While spending some quality time off from studies yesterday, I started wondering
whether pypimirror had revision control so I could check what it actually does
and maybe, just maybe, do some modifications. I ended up finding it on Launchpad
and after long painful learning of Bazaar (it’s really nothing like any other
distributed revision management system I’ve used to), I finally got the sources.
I noticed some really weird things like it started seeming to me that there’s a
scenario when pypimirror pulls files from an external repo and they’re not checked
except on size basis!

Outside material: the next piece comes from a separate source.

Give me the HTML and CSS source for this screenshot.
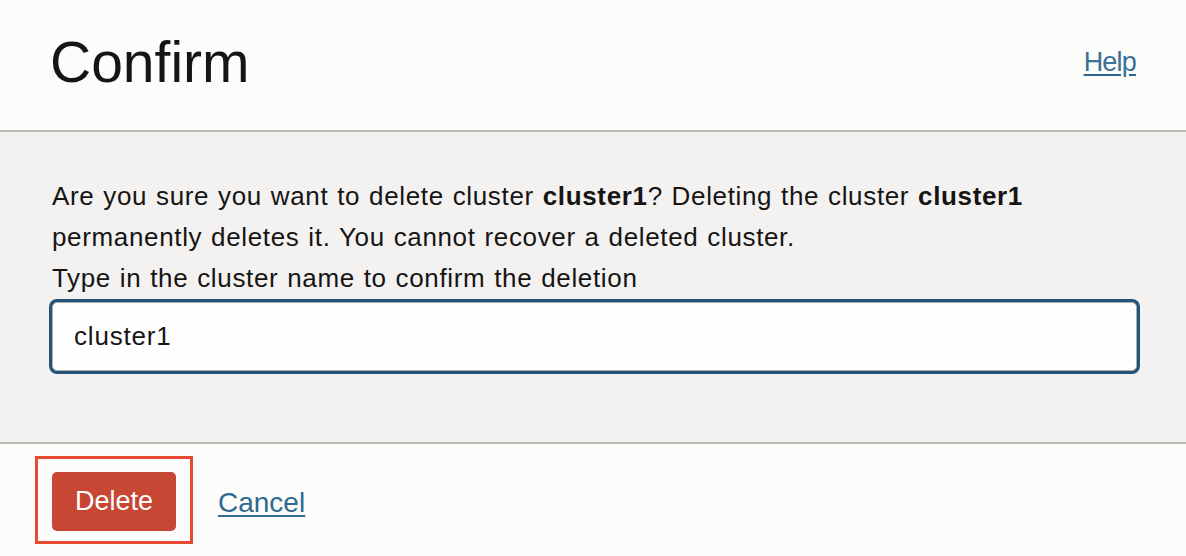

So pretty much the worst possible way of checking consistency
except doing nothing at all.
I rewrote pypimirror to pool downloads together such that md5sums would be shared
between PyPi files and external files. This I thought should make it sure that even
though files were remotes, they would still be checked. I also wrote another layer
of protection: if md5sums are missing altogether, the file itself is checked.
pypimirror now tries to decompress all gz, zip and bz2 files it downloads which have
no checksum. If this fails, the file is considered corrupted.
The most significant change though was when I decided it’s worth the effort to pull
in eventlet. You probably remember from the beginning when I mentioned the speed
problems. Now pypimirror has a pool of package requests and it might handle up to
a thousand HTTP requests concurrently. I saw CPU spiking up to almost 80% on one
core when I tested it. Mirroring also seemed to be considerably faster but I would
have to do further benchmarking on more significant amounts of the repository.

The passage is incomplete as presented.